Code that builds pages:
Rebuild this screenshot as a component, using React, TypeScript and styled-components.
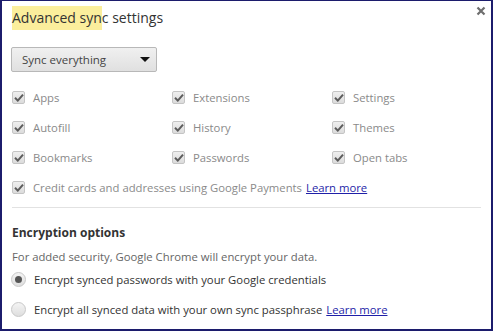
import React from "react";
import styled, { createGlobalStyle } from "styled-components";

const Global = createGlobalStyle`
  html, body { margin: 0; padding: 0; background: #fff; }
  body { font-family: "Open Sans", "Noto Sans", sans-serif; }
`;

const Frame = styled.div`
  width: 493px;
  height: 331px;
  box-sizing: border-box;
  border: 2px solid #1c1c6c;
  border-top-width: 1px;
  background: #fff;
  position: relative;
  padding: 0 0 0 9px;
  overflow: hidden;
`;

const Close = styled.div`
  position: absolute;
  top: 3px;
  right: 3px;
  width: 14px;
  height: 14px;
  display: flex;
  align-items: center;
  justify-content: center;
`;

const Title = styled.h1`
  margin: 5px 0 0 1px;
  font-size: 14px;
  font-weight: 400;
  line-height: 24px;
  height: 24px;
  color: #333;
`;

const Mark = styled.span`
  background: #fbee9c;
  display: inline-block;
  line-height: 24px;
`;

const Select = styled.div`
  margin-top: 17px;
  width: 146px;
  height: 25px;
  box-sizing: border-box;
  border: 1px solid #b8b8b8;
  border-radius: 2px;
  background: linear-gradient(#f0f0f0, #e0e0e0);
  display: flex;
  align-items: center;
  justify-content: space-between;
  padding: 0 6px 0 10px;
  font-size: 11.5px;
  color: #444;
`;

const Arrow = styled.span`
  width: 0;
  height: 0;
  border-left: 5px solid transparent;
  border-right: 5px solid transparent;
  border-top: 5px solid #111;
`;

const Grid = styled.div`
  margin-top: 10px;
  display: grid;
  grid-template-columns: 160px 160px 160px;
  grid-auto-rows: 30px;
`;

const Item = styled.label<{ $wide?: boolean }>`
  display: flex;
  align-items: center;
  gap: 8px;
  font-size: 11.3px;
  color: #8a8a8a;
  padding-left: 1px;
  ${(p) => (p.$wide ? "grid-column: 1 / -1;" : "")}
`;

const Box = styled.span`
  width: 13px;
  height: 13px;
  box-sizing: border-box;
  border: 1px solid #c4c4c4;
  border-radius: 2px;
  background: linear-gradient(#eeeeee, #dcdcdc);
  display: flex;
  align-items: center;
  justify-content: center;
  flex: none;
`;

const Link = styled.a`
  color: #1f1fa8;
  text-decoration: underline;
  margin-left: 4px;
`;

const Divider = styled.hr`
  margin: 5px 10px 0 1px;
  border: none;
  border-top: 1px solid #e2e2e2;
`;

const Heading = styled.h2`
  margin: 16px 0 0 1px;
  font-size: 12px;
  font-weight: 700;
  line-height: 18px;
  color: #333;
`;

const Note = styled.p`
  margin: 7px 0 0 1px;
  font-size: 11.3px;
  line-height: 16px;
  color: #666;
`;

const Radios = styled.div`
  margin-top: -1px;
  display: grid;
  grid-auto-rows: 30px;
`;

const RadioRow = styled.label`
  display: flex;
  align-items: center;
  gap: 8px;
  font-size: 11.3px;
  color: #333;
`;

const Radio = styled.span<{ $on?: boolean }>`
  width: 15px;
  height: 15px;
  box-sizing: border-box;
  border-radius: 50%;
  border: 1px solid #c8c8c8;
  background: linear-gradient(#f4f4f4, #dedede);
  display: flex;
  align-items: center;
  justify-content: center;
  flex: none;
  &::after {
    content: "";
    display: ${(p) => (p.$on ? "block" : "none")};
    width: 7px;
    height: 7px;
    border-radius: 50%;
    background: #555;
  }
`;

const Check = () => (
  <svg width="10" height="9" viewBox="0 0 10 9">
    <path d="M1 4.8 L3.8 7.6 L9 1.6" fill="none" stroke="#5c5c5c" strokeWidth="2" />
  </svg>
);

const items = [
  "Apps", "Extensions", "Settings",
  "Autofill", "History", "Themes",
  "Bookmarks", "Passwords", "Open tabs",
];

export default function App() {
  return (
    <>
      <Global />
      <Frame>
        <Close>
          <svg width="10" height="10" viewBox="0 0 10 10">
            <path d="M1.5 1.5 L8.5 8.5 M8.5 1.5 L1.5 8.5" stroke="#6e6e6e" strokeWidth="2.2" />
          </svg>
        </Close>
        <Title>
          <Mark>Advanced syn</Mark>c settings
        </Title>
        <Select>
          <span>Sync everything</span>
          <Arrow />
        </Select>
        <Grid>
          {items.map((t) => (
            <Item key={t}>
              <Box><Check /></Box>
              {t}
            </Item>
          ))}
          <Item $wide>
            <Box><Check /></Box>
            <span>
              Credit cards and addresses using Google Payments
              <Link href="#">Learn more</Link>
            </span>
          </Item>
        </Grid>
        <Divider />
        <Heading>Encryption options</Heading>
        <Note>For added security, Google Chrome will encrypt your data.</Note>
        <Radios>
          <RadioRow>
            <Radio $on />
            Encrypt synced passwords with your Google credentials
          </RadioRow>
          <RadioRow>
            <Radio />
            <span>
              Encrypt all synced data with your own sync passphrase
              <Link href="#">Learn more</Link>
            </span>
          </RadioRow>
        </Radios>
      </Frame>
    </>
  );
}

---

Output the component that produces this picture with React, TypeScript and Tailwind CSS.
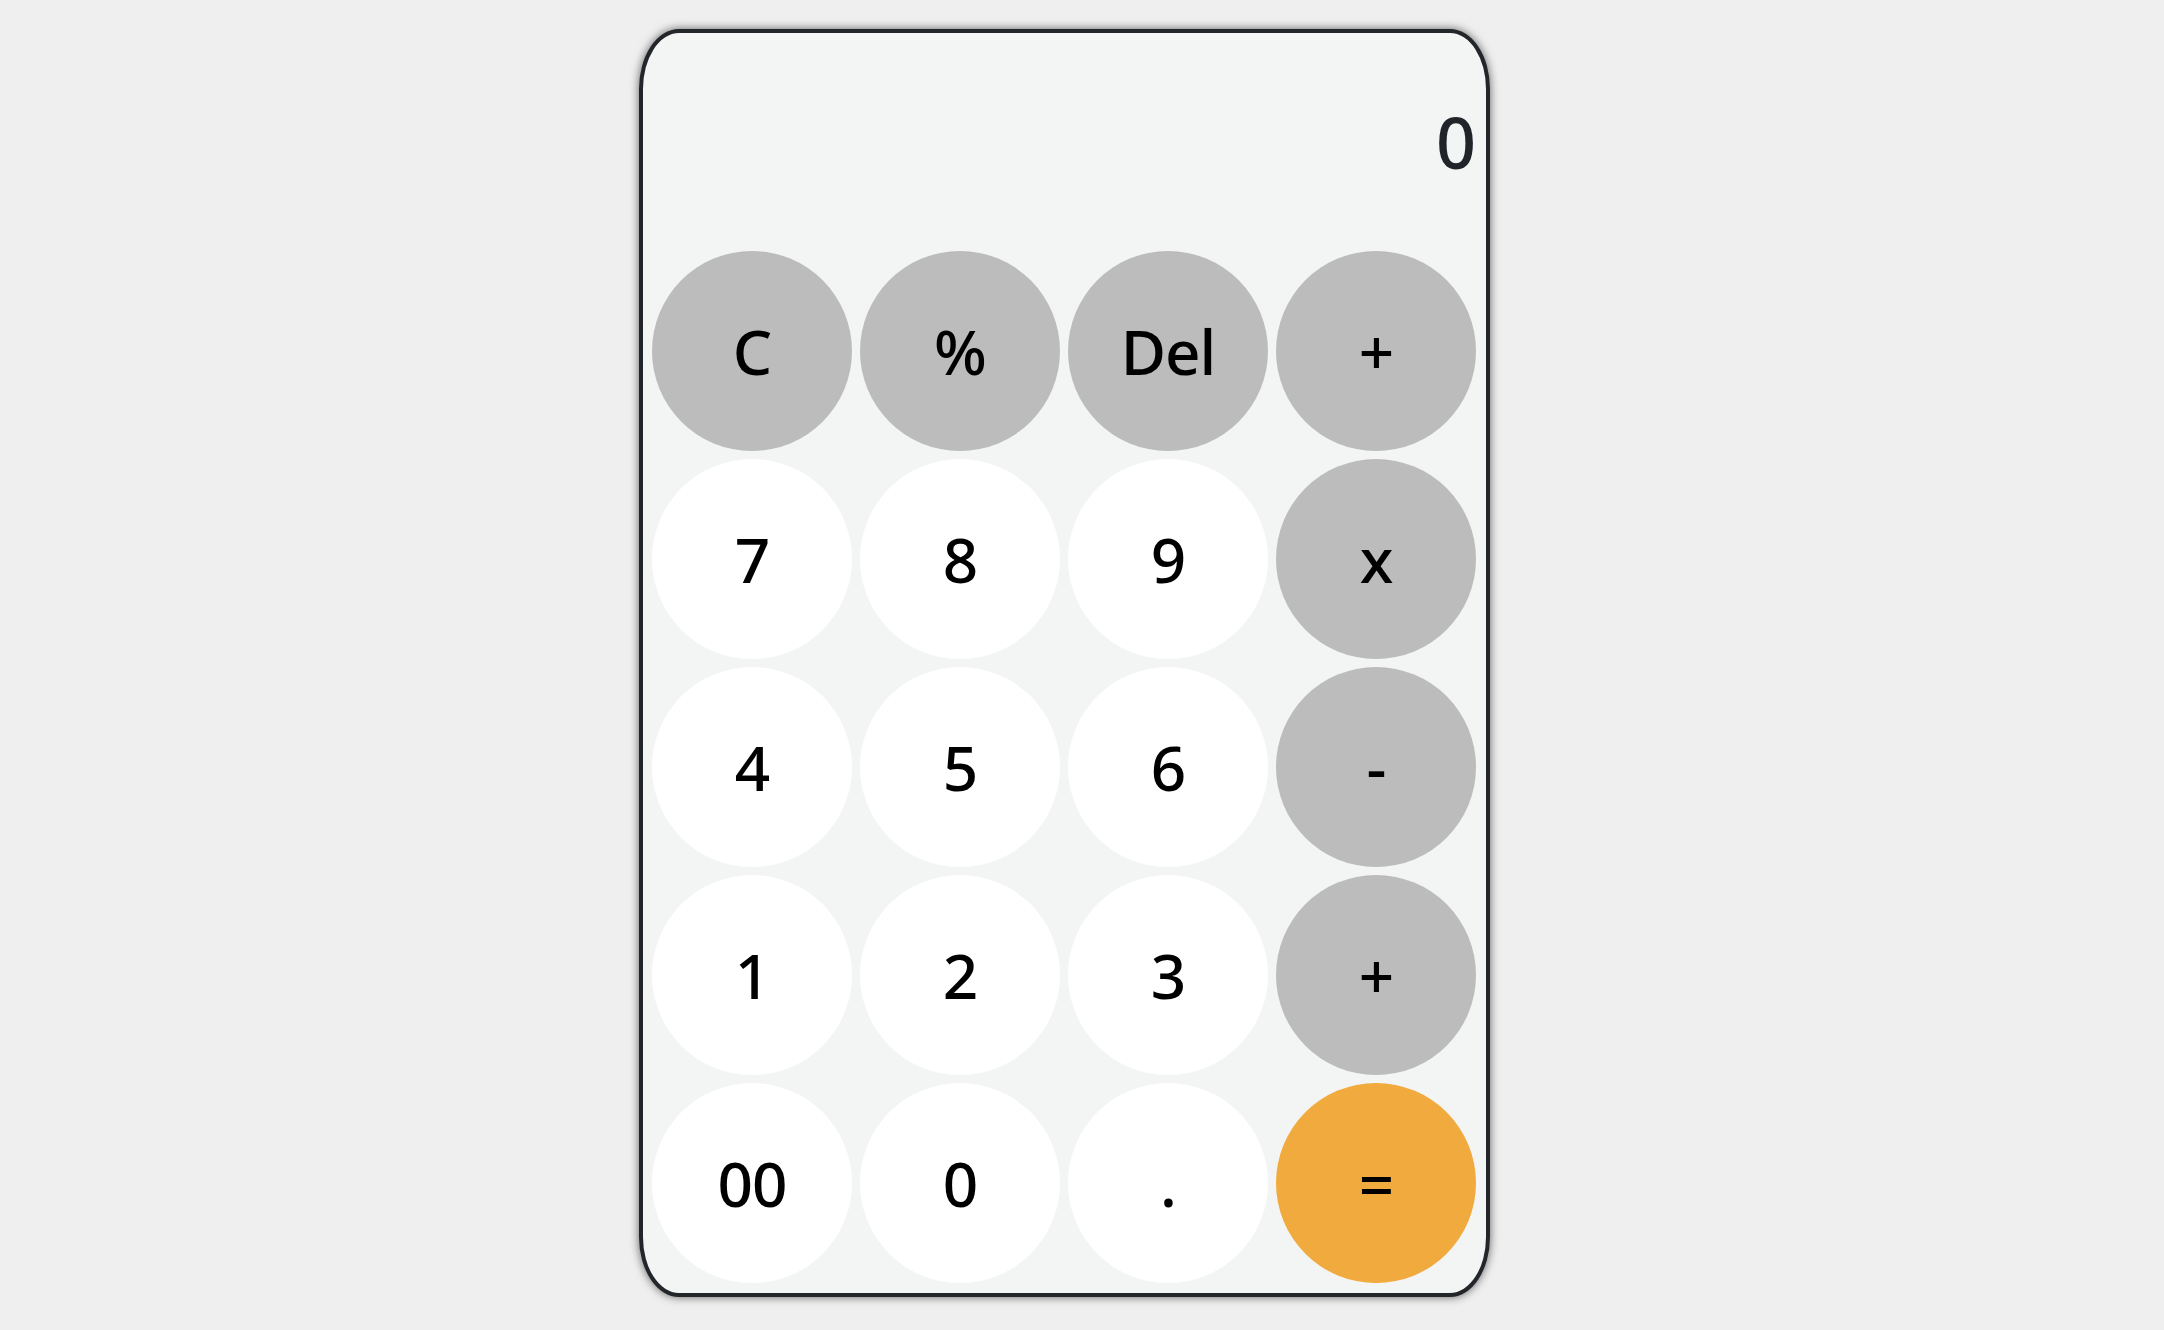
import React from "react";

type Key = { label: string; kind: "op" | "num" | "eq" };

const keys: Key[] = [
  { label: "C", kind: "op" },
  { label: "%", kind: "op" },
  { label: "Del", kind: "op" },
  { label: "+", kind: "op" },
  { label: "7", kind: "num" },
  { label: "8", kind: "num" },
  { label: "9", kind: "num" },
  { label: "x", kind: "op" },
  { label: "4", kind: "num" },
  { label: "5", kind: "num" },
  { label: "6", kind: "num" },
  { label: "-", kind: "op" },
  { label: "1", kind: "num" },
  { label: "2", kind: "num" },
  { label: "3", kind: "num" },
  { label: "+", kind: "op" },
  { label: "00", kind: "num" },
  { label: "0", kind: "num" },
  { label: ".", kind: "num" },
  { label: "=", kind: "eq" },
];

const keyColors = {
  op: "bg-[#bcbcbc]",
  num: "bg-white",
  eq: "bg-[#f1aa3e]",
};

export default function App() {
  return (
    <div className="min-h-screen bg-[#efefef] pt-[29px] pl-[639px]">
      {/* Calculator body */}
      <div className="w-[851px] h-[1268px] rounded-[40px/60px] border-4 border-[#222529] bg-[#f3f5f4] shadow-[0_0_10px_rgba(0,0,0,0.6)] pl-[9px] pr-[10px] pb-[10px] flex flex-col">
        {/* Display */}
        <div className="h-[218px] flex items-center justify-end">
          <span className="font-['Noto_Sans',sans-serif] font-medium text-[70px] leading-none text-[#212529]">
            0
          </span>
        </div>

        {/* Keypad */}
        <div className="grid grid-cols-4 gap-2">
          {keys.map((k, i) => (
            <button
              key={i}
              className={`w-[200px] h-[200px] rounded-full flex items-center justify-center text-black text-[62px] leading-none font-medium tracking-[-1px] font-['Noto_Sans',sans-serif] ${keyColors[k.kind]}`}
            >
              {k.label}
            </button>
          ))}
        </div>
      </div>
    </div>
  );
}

---

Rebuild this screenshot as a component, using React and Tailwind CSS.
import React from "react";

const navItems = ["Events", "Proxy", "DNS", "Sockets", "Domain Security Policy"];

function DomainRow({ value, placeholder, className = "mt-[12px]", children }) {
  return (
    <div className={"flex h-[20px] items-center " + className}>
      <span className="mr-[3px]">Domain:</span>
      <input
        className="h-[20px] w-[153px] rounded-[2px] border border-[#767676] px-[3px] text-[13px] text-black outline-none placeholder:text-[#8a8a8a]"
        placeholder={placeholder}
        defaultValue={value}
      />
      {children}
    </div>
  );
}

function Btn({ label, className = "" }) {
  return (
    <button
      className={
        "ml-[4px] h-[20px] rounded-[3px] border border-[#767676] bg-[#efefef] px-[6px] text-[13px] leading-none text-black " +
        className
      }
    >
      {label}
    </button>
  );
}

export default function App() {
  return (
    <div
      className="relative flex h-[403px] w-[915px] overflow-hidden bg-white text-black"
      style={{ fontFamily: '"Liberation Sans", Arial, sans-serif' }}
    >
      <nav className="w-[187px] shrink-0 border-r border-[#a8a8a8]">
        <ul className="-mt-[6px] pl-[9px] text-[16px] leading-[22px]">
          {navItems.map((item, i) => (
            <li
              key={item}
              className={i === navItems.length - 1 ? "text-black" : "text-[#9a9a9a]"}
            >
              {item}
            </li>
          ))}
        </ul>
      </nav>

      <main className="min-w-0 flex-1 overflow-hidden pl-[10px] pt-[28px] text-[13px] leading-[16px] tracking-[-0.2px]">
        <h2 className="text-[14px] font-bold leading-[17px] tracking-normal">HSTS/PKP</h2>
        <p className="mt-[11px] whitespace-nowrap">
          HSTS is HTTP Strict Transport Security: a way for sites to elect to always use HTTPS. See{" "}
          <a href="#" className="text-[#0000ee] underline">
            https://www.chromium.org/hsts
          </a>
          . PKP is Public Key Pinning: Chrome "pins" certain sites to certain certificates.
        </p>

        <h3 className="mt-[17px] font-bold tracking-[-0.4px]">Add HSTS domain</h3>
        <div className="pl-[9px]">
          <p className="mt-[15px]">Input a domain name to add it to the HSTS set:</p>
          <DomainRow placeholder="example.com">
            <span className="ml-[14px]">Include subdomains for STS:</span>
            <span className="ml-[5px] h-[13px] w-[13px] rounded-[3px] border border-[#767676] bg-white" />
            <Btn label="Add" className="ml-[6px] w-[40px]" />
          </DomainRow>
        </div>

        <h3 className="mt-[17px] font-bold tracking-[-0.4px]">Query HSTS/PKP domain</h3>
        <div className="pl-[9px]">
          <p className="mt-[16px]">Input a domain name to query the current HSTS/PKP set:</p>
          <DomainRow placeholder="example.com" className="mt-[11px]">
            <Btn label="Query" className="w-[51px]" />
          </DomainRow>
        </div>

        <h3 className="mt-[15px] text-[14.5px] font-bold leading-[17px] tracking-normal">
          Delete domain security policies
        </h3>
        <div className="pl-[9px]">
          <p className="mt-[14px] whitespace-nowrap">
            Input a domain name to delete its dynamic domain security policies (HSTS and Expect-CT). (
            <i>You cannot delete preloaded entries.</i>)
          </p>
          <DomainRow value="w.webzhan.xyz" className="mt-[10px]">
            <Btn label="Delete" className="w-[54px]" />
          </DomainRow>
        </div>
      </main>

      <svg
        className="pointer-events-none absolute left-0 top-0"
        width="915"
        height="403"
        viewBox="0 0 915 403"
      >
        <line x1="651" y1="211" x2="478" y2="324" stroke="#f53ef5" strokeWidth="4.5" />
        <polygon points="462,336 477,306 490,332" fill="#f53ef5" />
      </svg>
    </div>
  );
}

GIVEN INSTRUCTION:
Gather all the lines that include the word "screenshot" and copy them out.

RESULT OF THE TASK:
Rebuild this screenshot as a component, using React, TypeScript and styled-components.
Rebuild this screenshot as a component, using React and Tailwind CSS.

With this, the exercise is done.